Last November’s flooding, which Farnworth has referred to as “one of the most devastating weather events in the history of our province,” caused hundreds of millions of dollars worth of destruction. Not only did it flood communities, it also washed out highways and other infrastructure across many areas of southern B.C.

Emergency Management BC has provided $1.6 million to help with the permanent repairs to the Sumas Dike.

Farnworth says 500 debris sites have been cleared, and the province has also approved more than $41 million in funding to repair and restore sites along waterways in the Fraser Valley.

However, there’s more work to be done.

New Abbotsford Mayor Ross Siemens is pushing for a bigger pump station at Barrowtown.

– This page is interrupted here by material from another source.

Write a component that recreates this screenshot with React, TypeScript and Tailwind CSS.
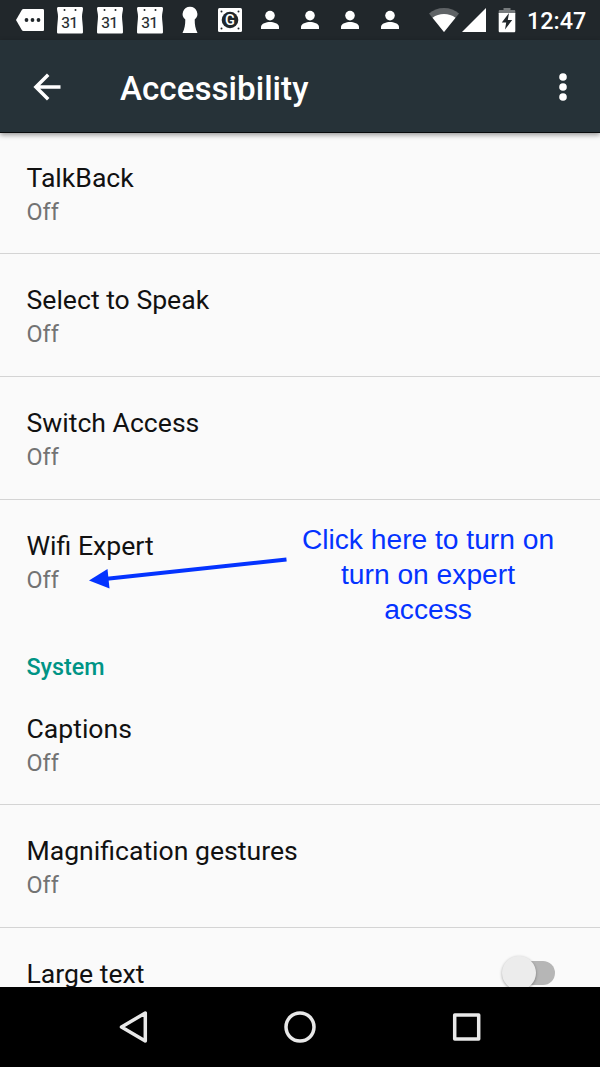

Meanwhile, an Indigenous-led collaborative is calling for better accountability from the B.C. government for the use of a $5 billion recovery fund, saying there’s little information about how the federal transfer is being spent.

The Build Back Better Together Collaborative says it is encouraged by the province’s public consultations on flood strategy, but a statement from the group says the remainder of the fund should be dedicated to its own approaches.

They include redesigning programs and regulations to boost regional co-operation on flood-resilient infrastructure, and creating a watershed security fund that would direct some of the federal recovery dollars to strengthening B.C.’s natural flood defences.